— Start of DATASET EXCERPT —

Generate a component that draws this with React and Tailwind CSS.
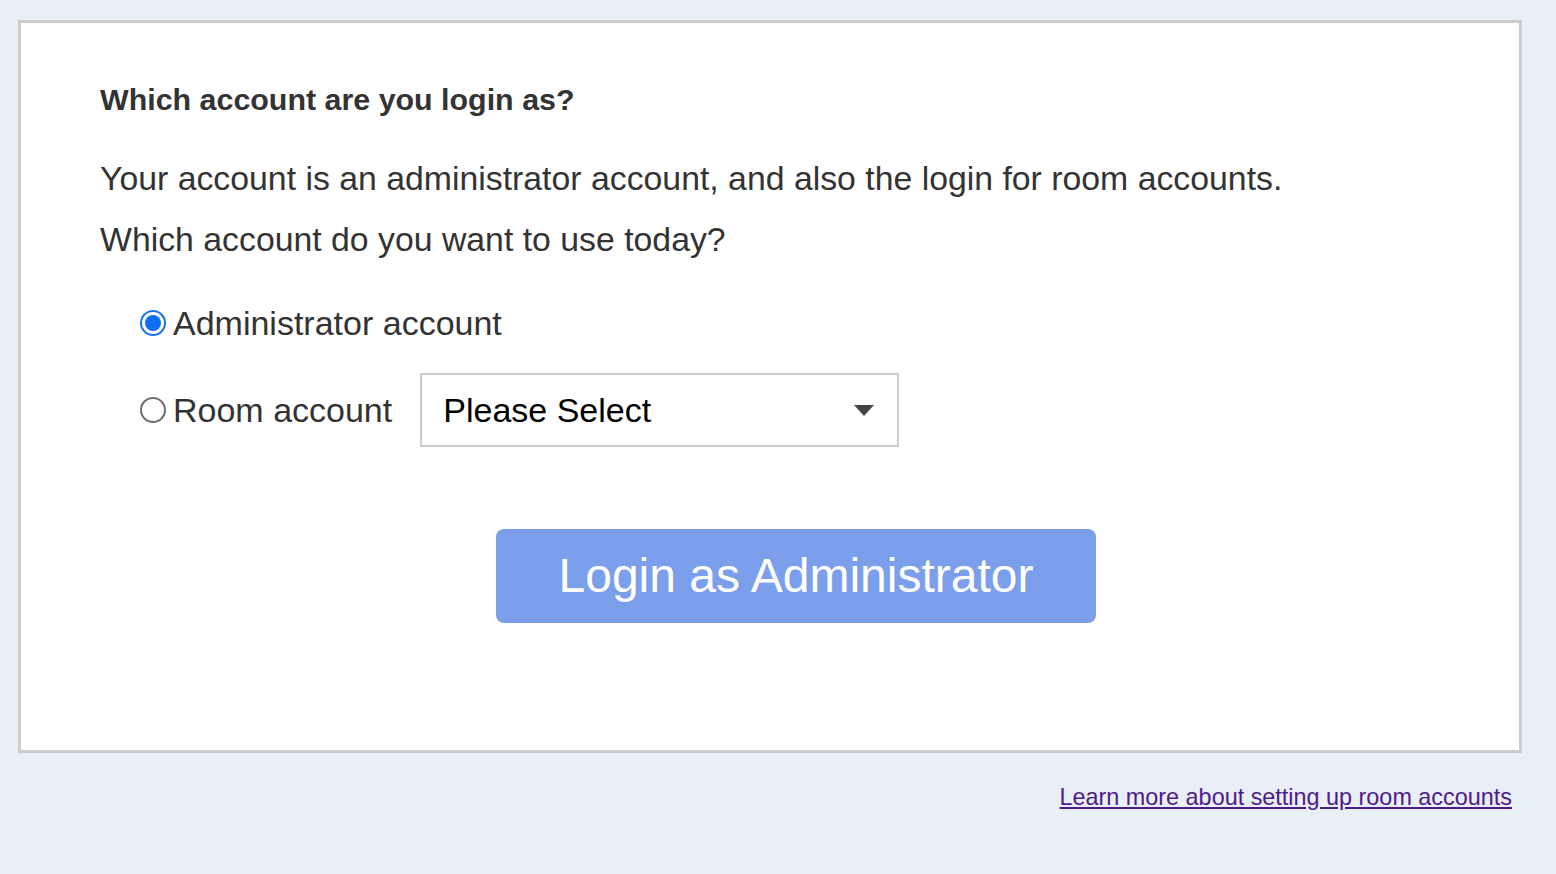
import React, { useState } from "react";

export default function App() {
  const [choice, setChoice] = useState("admin");

  return (
    <div
      className="min-h-screen w-full bg-[#e8eff7] pt-[20px] pl-[18px] pr-[34px]"
      style={{ fontFamily: "'Liberation Sans', Arial, sans-serif" }}
    >
      {/* Card */}
      <div className="h-[733px] border-[3px] border-[#cccccc] bg-white pl-[79px] pt-[60px]">
        <h2 className="text-[30.4px] leading-[32px] font-bold text-[#333333]">
          Which account are you login as?
        </h2>

        <div className="mt-[33px] text-[33.8px] leading-[61px] text-[#333333]">
          <p>Your account is an administrator account, and also the login for room accounts.</p>
          <p>Which account do you want to use today?</p>
        </div>

        <div className="mt-[16px] pl-[40px] flex flex-col gap-[13px]">
          <label className="flex h-[74px] items-center gap-[7px] text-[34px] text-[#333333]">
            <span className="flex h-[26px] w-[26px] items-center justify-center rounded-full border-[2px] border-[#1a73e8] bg-white">
              {choice === "admin" && <span className="h-[16px] w-[16px] rounded-full bg-[#0b6ef5]" />}
            </span>
            <input type="radio" className="hidden" checked={choice === "admin"} onChange={() => setChoice("admin")} />
            Administrator account
          </label>

          <div className="flex h-[74px] items-center">
            <label className="flex items-center gap-[7px] text-[34px] text-[#333333]">
              <span className="flex h-[26px] w-[26px] items-center justify-center rounded-full border-[2px] border-[#6e6e6e] bg-white">
                {choice === "room" && <span className="h-[16px] w-[16px] rounded-full bg-[#0b6ef5]" />}
              </span>
              <input type="radio" className="hidden" checked={choice === "room"} onChange={() => setChoice("room")} />
              Room account
            </label>
            <div className="ml-[28px] flex h-[74px] w-[479px] items-center justify-between border-[2px] border-[#cccccc] bg-white pl-[21px] pr-[23px] text-[34px] text-black">
              <span>Please Select</span>
              <svg width="20" height="11" viewBox="0 0 20 11">
                <path d="M0 0 H20 L10 11 Z" fill="#444444" />
              </svg>
            </div>
          </div>
        </div>

        <div className="mt-[82px] flex">
          <button className="ml-[396px] h-[94px] w-[600px] rounded-[8px] bg-[#7b9fea] text-[48px] text-white">
            Login as Administrator
          </button>
        </div>
      </div>

      <div className="mt-[30px] flex justify-end pr-[10px]">
        <a href="#" className="text-[23.4px] leading-[28px] text-[#4f1a8b] underline">
          Learn more about setting up room accounts
        </a>
      </div>
    </div>
  );
}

— End of DATASET EXCERPT —

▶ **GOAL**:
Produce an exact copy of each line of data, skipping embedded images.

▶ **FINISHED TASK**:
Generate a component that draws this with React and Tailwind CSS.
import React, { useState } from "react";

export default function App() {
  const [choice, setChoice] = useState("admin");

  return (
    <div
      className="min-h-screen w-full bg-[#e8eff7] pt-[20px] pl-[18px] pr-[34px]"
      style={{ fontFamily: "'Liberation Sans', Arial, sans-serif" }}
    >
      {/* Card */}
      <div className="h-[733px] border-[3px] border-[#cccccc] bg-white pl-[79px] pt-[60px]">
        <h2 className="text-[30.4px] leading-[32px] font-bold text-[#333333]">
          Which account are you login as?
        </h2>

        <div className="mt-[33px] text-[33.8px] leading-[61px] text-[#333333]">
          <p>Your account is an administrator account, and also the login for room accounts.</p>
          <p>Which account do you want to use today?</p>
        </div>

        <div className="mt-[16px] pl-[40px] flex flex-col gap-[13px]">
          <label className="flex h-[74px] items-center gap-[7px] text-[34px] text-[#333333]">
            <span className="flex h-[26px] w-[26px] items-center justify-center rounded-full border-[2px] border-[#1a73e8] bg-white">
              {choice === "admin" && <span className="h-[16px] w-[16px] rounded-full bg-[#0b6ef5]" />}
            </span>
            <input type="radio" className="hidden" checked={choice === "admin"} onChange={() => setChoice("admin")} />
            Administrator account
          </label>

          <div className="flex h-[74px] items-center">
            <label className="flex items-center gap-[7px] text-[34px] text-[#333333]">
              <span className="flex h-[26px] w-[26px] items-center justify-center rounded-full border-[2px] border-[#6e6e6e] bg-white">
                {choice === "room" && <span className="h-[16px] w-[16px] rounded-full bg-[#0b6ef5]" />}
              </span>
              <input type="radio" className="hidden" checked={choice === "room"} onChange={() => setChoice("room")} />
              Room account
            </label>
            <div className="ml-[28px] flex h-[74px] w-[479px] items-center justify-between border-[2px] border-[#cccccc] bg-white pl-[21px] pr-[23px] text-[34px] text-black">
              <span>Please Select</span>
              <svg width="20" height="11" viewBox="0 0 20 11">
                <path d="M0 0 H20 L10 11 Z" fill="#444444" />
              </svg>
            </div>
          </div>
        </div>

        <div className="mt-[82px] flex">
          <button className="ml-[396px] h-[94px] w-[600px] rounded-[8px] bg-[#7b9fea] text-[48px] text-white">
            Login as Administrator
          </button>
        </div>
      </div>

      <div className="mt-[30px] flex justify-end pr-[10px]">
        <a href="#" className="text-[23.4px] leading-[28px] text-[#4f1a8b] underline">
          Learn more about setting up room accounts
        </a>
      </div>
    </div>
  );
}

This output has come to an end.